On Tuesday, China’s cyber regulator released draft regulations on facial recognition. The proposed rules further cement individuals’ technical right to opt out of face recognition, which was upheld in 2021 by the Supreme People’s Court on the basis of protecting personal information.
The Supreme Court’s decision came after a court in the eastern city of Hangzhou ruled in favor of law professor Guo Bing, who sued a wildlife park in 2019 for breach of contract after the park made its entry process based on facial recognition. Upon learning of the change, he asked for a refund of his yearly membership fee, which the park refused to give him.
Guo sued the park, “not to get compensation but to fight the abuse of facial recognition.” His efforts were at least partially successful; the lawsuit resulted in the first court ruling establishing that citizens can demand their personal data be deleted.
Face recognition-enabled surveillance cameras have only become more omnipresent since 2019, which is likely to make enforcement of Tuesday’s draft protections difficult and delayed. The curbs will also be almost entirely limited to businesses—not just tech companies, but a wide sampling of brick and mortar retail stores that use facial recognition cameras for data-gathering purposes such as identifying and attempting to better serve repeat customers.
The regulations would also be significant for surveillance equipment firms and app developers. If enforced as written, demand for surveillance cameras could decrease significantly and apps to adjust would have to adjust their use of face-based identification.
Curbs like these are meant to protect individuals from misused or hacked personal data. The regulations outright ban the technology in hotel rooms, public bathrooms, and changing rooms and stipulate that companies offer “non-biometric” identification means whenever possible. They also require that businesses obtain consent from individual users before storing their face data and grant special protections to minors, whose parents or guardians would have to provide such consent.
Explicitly mentioning large public spaces like museums, airports, stadiums, and hotels, the draft regulations say this type of venue should not make it required for entry or service that individuals use facial recognition. They say those who opt in to using face recognition should have to give their consent—after being made fully informed of the scope of use.
Carving out wide exceptions for instances involving “public safety” and “national security,” the regulations prohibit the use of facial recognition technology to analyze individuals’ health status, race, ethnicity, or religion. The exceptions notably entitle provincial and central authorities to essentially continue using facial recognition as usual.

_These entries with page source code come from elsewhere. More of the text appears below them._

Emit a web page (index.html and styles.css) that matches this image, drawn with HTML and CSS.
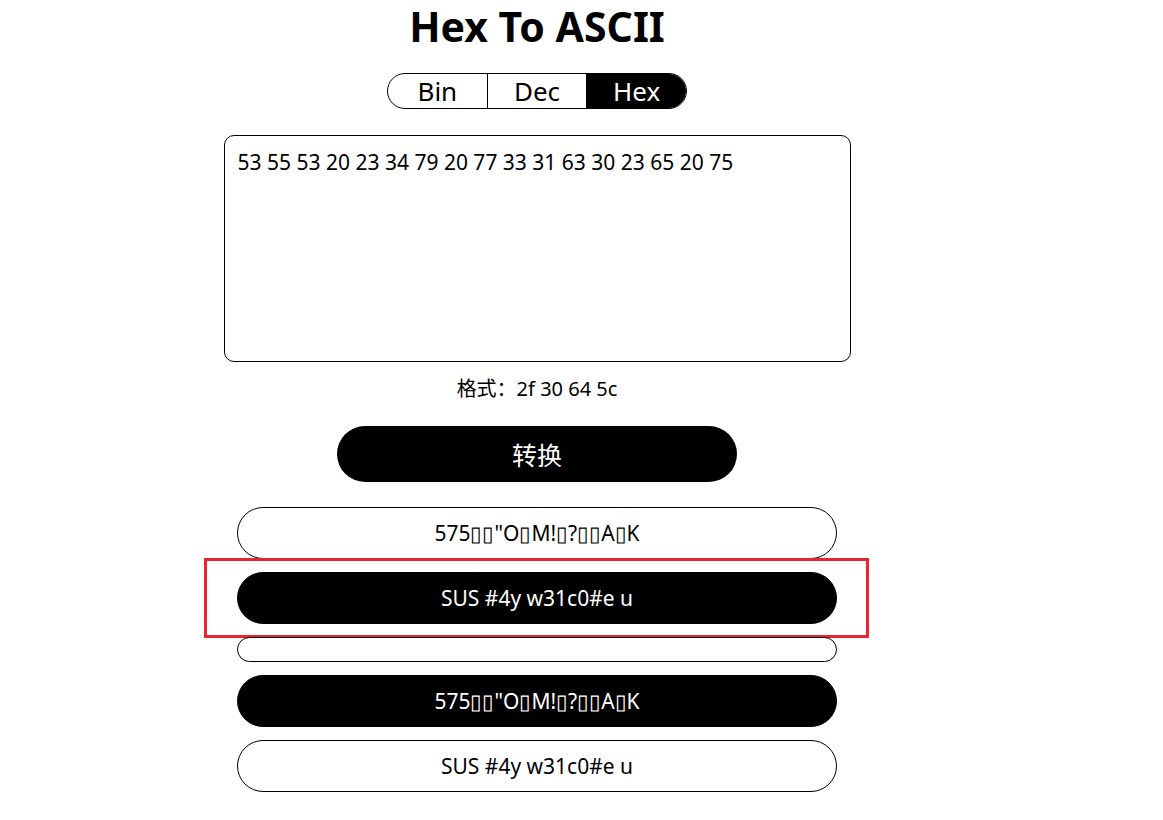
FILE: index.html
```html
<!DOCTYPE html>
<html lang="zh">
<head>
<meta charset="utf-8">
<title>Hex To ASCII</title>
<link rel="stylesheet" href="styles.css">
</head>
<body>
<main class="page">
  <h1 class="title">Hex To ASCII</h1>
  <div class="toggle">
    <span class="seg">Bin</span>
    <span class="seg">Dec</span>
    <span class="seg active">Hex</span>
  </div>
  <textarea class="input">53 55 53 20 23 34 79 20 77 33 31 63 30 23 65 20 75</textarea>
  <p class="hint">格式：2f 30 64 5c</p>
  <button class="convert">转换</button>
  <div class="results">
    <div class="row"><span>575▯▯"O▯M!▯?▯▯A▯K</span></div>
    <div class="row dark"><span>SUS #4y w31c0#e u</span><span class="mark"></span></div>
    <div class="row empty"></div>
    <div class="row dark"><span>575▯▯"O▯M!▯?▯▯A▯K</span></div>
    <div class="row"><span>SUS #4y w31c0#e u</span></div>
  </div>
</main>
</body>
</html>
```

FILE: styles.css
```css
html, body {
  margin: 0;
  padding: 0;
  background: #fff;
}
body {
  font-family: "Noto Sans", "Noto Sans CJK SC", sans-serif;
  color: #000;
}
.page {
  width: 1074px;
  padding-top: 2px;
  display: flex;
  flex-direction: column;
  align-items: center;
}
.title {
  margin: 0;
  font-size: 41px;
  font-weight: 700;
  line-height: 48px;
  letter-spacing: 0;
}
.toggle {
  margin-top: 23px;
  display: flex;
  width: 300px;
  height: 36px;
  box-sizing: border-box;
  border: 1px solid #000;
  border-radius: 18px;
  overflow: hidden;
}
.seg {
  flex: 1;
  display: flex;
  align-items: center;
  justify-content: center;
  font-size: 26px;
  line-height: 1;
}
.seg + .seg {
  border-left: 1px solid #000;
}
.seg.active {
  background: #000;
  color: #fff;
}
.input {
  margin-top: 26px;
  width: 627px;
  height: 227px;
  box-sizing: border-box;
  border: 1px solid #000;
  border-radius: 10px;
  padding: 12px 13px;
  font-family: "Noto Sans", sans-serif;
  font-size: 21px;
  line-height: 28px;
  resize: none;
  outline: none;
  color: #000;
}
.hint {
  margin: 12px 0 0;
  font-size: 20px;
  line-height: 30px;
}
.convert {
  margin-top: 22px;
  width: 400px;
  height: 56px;
  border: none;
  border-radius: 28px;
  background: #000;
  color: #fff;
  font-family: "Noto Sans", "Noto Sans CJK SC", sans-serif;
  font-size: 25px;
}
.results {
  margin-top: 25px;
  display: flex;
  flex-direction: column;
  gap: 13px;
  width: 600px;
}
.row {
  position: relative;
  height: 52px;
  box-sizing: border-box;
  border: 1px solid #000;
  border-radius: 26px;
  display: flex;
  align-items: center;
  justify-content: center;
  font-size: 21px;
}
.row.dark {
  background: #000;
  color: #fff;
}
.row.empty {
  height: 25px;
  border-radius: 13px;
}
.mark {
  position: absolute;
  left: -34px;
  right: -33px;
  top: -15px;
  bottom: -15px;
  border: 3px solid #e8242e;
  box-sizing: border-box;
}
```
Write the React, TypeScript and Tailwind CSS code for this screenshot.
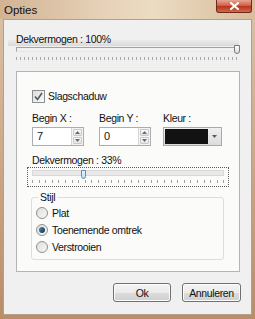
import React from 'react';

const font = { fontFamily: '"Liberation Sans", Arial, sans-serif' };
const txt = 'text-[10.5px] tracking-[-0.35px] text-[#111]';

function Spinner() {
  return (
    <div className="flex w-[12px] flex-col gap-[1px] border-l border-[#d6d6d6] bg-[#f4f4f4] p-[1px]">
      {[0, 1].map((i) => (
        <div
          key={i}
          className="flex flex-1 items-center justify-center rounded-[1px] border border-[#c9c9c9] bg-gradient-to-b from-[#fafafa] to-[#e4e4e4]"
        >
          <svg width="5" height="3" viewBox="0 0 5 3">
            {i === 0 ? <path d="M0 3 L2.5 0 L5 3 Z" fill="#6b6b6b" /> : <path d="M0 0 L2.5 3 L5 0 Z" fill="#6b6b6b" />}
          </svg>
        </div>
      ))}
    </div>
  );
}

function NumberField({ value }: { value: string }) {
  return (
    <div className="flex h-[19px] w-[52px] border border-[#abadb3] bg-white">
      <div className="flex-1 pl-[4px] text-[11px] leading-[17px] text-[#111]">{value}</div>
      <Spinner />
    </div>
  );
}

function Radio({ checked, label }: { checked?: boolean; label: string }) {
  return (
    <div className="flex h-[17px] items-center">
      <div className="flex h-[12px] w-[12px] items-center justify-center rounded-full border border-[#8e8f8f] bg-gradient-to-br from-[#dedede] to-[#f8f8f8]">
        {checked && <div className="h-[6px] w-[6px] rounded-full bg-gradient-to-br from-[#5a8fb8] to-[#0e2f4c]" />}
      </div>
      <span className={`ml-[4px] leading-[12px] ${txt}`}>{label}</span>
    </div>
  );
}

function Button({ label, width }: { label: string; width: string }) {
  return (
    <div
      className={`flex h-[19px] ${width} items-center justify-center rounded-[3px] border border-[#707070] bg-[linear-gradient(to_bottom,#f3f3f3_0%,#ebebeb_50%,#dddddd_50%,#cfcfcf_100%)] leading-[12px] shadow-[inset_0_0_0_1px_#fcfcfc] ${txt}`}
    >
      {label}
    </div>
  );
}

export default function App() {
  return (
    <div
      style={font}
      className="flex h-[319px] w-[255px] flex-col bg-[linear-gradient(to_bottom,#dcc2a6,#c9a381_60%,#b88d68)]"
    >
      {/* title bar */}
      <div className="flex h-[19px] items-start justify-between bg-[linear-gradient(to_right,#d2b394,#e6d1b8_40%,#ecdcc2_60%,#d8bc9c)]">
        <span className="ml-[4px] mt-[4px] text-[11.5px] leading-[12px] text-[#111]">Opties</span>
        <div className="mr-[3px] flex h-[13px] w-[36px] items-center justify-center rounded-b-[3px] border border-t-0 border-[#6b2a1c] bg-[linear-gradient(to_bottom,#e8a593,#cf5a3f_50%,#b7321a_51%,#d06a4a)]">
          <svg width="9" height="8" viewBox="0 0 9 8">
            <path d="M1 1 L8 7 M8 1 L1 7" stroke="#fff" strokeWidth="2" strokeLinecap="square" />
          </svg>
        </div>
      </div>

      {/* client area */}
      <div className="mx-[3px] mb-[4px] flex flex-1 flex-col border border-[#b3a08c] bg-[#f0f0f0]">
        {/* top opacity slider */}
        <div className="ml-[4px] mt-[13px] w-[231px] bg-[linear-gradient(to_bottom,transparent_7px,#ebebeb_7px,#dadada_13px,transparent_13px)]">
          <div className={`h-[12px] pl-[8px] leading-[12px] ${txt}`}>Dekvermogen : 100%</div>
          <div className="relative ml-[8px] mt-[2px] h-[5px] w-[222px] border-l border-t border-[#a3a3a3] border-b border-r border-b-[#e6e6e6] border-r-[#e6e6e6]">
            <div className="absolute left-[217px] top-[-3px] h-[9px] w-[6px] rounded-b-[3px] border border-[#7a7a7a] bg-gradient-to-b from-[#fdfdfd] to-[#dcdcdc]" />
          </div>
          <div className="ml-[8px] mt-[5px] h-[3px] w-[223px] bg-[repeating-linear-gradient(to_right,#a8a8a8_0px,#a8a8a8_1px,transparent_1px,transparent_4px)]" />
        </div>

        {/* options panel */}
        <div className="ml-[12px] mt-[11px] flex h-[201px] w-[224px] flex-col border border-[#b4b4b4] bg-[#fbfbf9]">
          <div className="ml-[15px] mt-[17px] flex items-center">
            <div className="flex h-[13px] w-[13px] items-center justify-center border border-[#8e8f8f] bg-gradient-to-br from-[#dcdcdc] to-[#fafafa]">
              <svg width="9" height="9" viewBox="0 0 9 9">
                <path d="M1 4.5 L3.5 7.5 L8 1" stroke="#4a5a6a" strokeWidth="1.6" fill="none" />
              </svg>
            </div>
            <span className={`ml-[3px] leading-[14px] ${txt}`}>Slagschaduw</span>
          </div>

          <div className="ml-[15px] mt-[8px] flex">
            <div className="mr-[15px] flex flex-col">
              <span className={`h-[14px] leading-[14px] ${txt}`}>Begin X :</span>
              <div className="mt-[2px]">
                <NumberField value="7" />
              </div>
            </div>
            <div className="mr-[12px] flex flex-col">
              <span className={`h-[14px] leading-[14px] ${txt}`}>Begin Y :</span>
              <div className="mt-[2px]">
                <NumberField value="0" />
              </div>
            </div>
            <div className="flex flex-col">
              <span className={`h-[14px] leading-[14px] ${txt}`}>Kleur :</span>
              <div className="mt-[2px] flex h-[19px] w-[59px] border border-[#a9a9a9] bg-gradient-to-b from-[#f0f0f0] to-[#dcdcdc] p-[1px]">
                <div className="w-[43px] bg-[#121212]" />
                <div className="flex flex-1 items-center justify-center">
                  <svg width="5" height="3" viewBox="0 0 5 3">
                    <path d="M0 0 L2.5 3 L5 0 Z" fill="#5a5a5a" />
                  </svg>
                </div>
              </div>
            </div>
          </div>

          <div className={`ml-[15px] mt-[8px] h-[12px] leading-[12px] ${txt}`}>Dekvermogen : 33%</div>

          {/* shadow opacity slider */}
          <div className="ml-[10px] mt-[1px] flex h-[20px] w-[202px] flex-col border border-dotted border-[#5a5a5a] px-[4px] pt-[2px]">
            <div className="relative h-[6px] w-full border border-[#d8d8d8] bg-[#e9e9e9]">
              <div className="absolute left-[48px] top-[-1px] h-[9px] w-[5px] rounded-b-[3px] border border-[#4f8fbf] bg-gradient-to-b from-[#eaf5fc] to-[#b9dcf2]" />
            </div>
            <div className="mt-[4px] h-[3px] w-full bg-[repeating-linear-gradient(to_right,#a0a0a0_0px,#a0a0a0_1px,transparent_1px,transparent_6.6px)]" />
          </div>

          {/* style group */}
          <fieldset className="ml-[14px] mt-[4px] w-[193px] rounded-[3px] border border-[#d5dfe5] pb-[4px] pl-[4px]">
            <legend className={`ml-[2px] px-[2px] leading-[12px] ${txt}`}>Stijl</legend>
            <div className="mt-[1px] flex flex-col">
              <Radio label="Plat" />
              <Radio checked label="Toenemende omtrek" />
              <Radio label="Verstrooien" />
            </div>
          </fieldset>
        </div>

        {/* buttons */}
        <div className="ml-[109px] mt-[11px] flex gap-[11px]">
          <Button label="Ok" width="w-[58px]" />
          <Button label="Annuleren" width="w-[59px]" />
        </div>
      </div>
    </div>
  );
}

These draft regulations enable continued unchecked state surveillance—and overt government exceptionalism. But they also grant individuals the right to protect their personal data (in this cases, the especially intimidate data of one’s face) from businesses who stand to market and profit off people’s likeness. While data gathered by private interest is by no means safe from authorities (officials requesting data are likely to get it), data amassed by the government is unlikely to be handed over to business. That means these regulations are in effect cutting off one of the major groups looking for citizens’ data. While a half completed task shouldn’t be praised, it is a half step further than the United States has taken.
And it fits seamlessly into China’s broader regulatory framework on AI. Facial recognition is the latest example of China’s strategy of regulating targeted AI uses that accord with its “big three” data laws: the Cybersecurity Law, Personal Information Protection Law, and Data Security Law. These regulations clarify to technology companies what applications are acceptable and, at least on paper, codify the rights of individuals to sue if their privacy is violated.
The draft regulations would limit the convenience factor this technology offers private proprietors—while maintaining their public and law enforcement applications. This is why the regulations could be dismissed as merely throwing the privacy-concerned public a bone while not actually curbing government access to personal data, facial or otherwise.
While it’s true that businesses are the target of the regulations, data protections from the greed of private interest are far from meaningless. Businesses around the world continue to engage in data-centric profit models that sideline (if not entirely erase) personal privacy in the process.
Plus, while Chinese authorities are susceptible to supporting a much-encompassing definition of “public security,” the regulations require that even the government’s use of facial recognition technologies be limited to enforcing legitimate security concerns. That means government agencies are responsible for not “unlawfully disclosing” data like “personal images and identity-recognition information.”
China’s AI regulations enable the governance structure and norms China’s leaders are comfortable with; namely, facilitating stringent regulatory compliance from companies while not quite holding the party-state system and those working within it to the same standards. Authorities worry about losing control, either by failing internally to take full advantage of tech-enabled surveillance or by leaving such surveillance so unregulated that people feel unprotected, causing civil unrest.
Similarly, the United States’ sustained lack of national data laws—let alone targeted regulations on AI-enabled applications like facial recognition—is a testament to American lawmakers’ fear of becoming Big Brother.
Both countries are guilty of failing to appreciate the beautiful logic of the middle ground.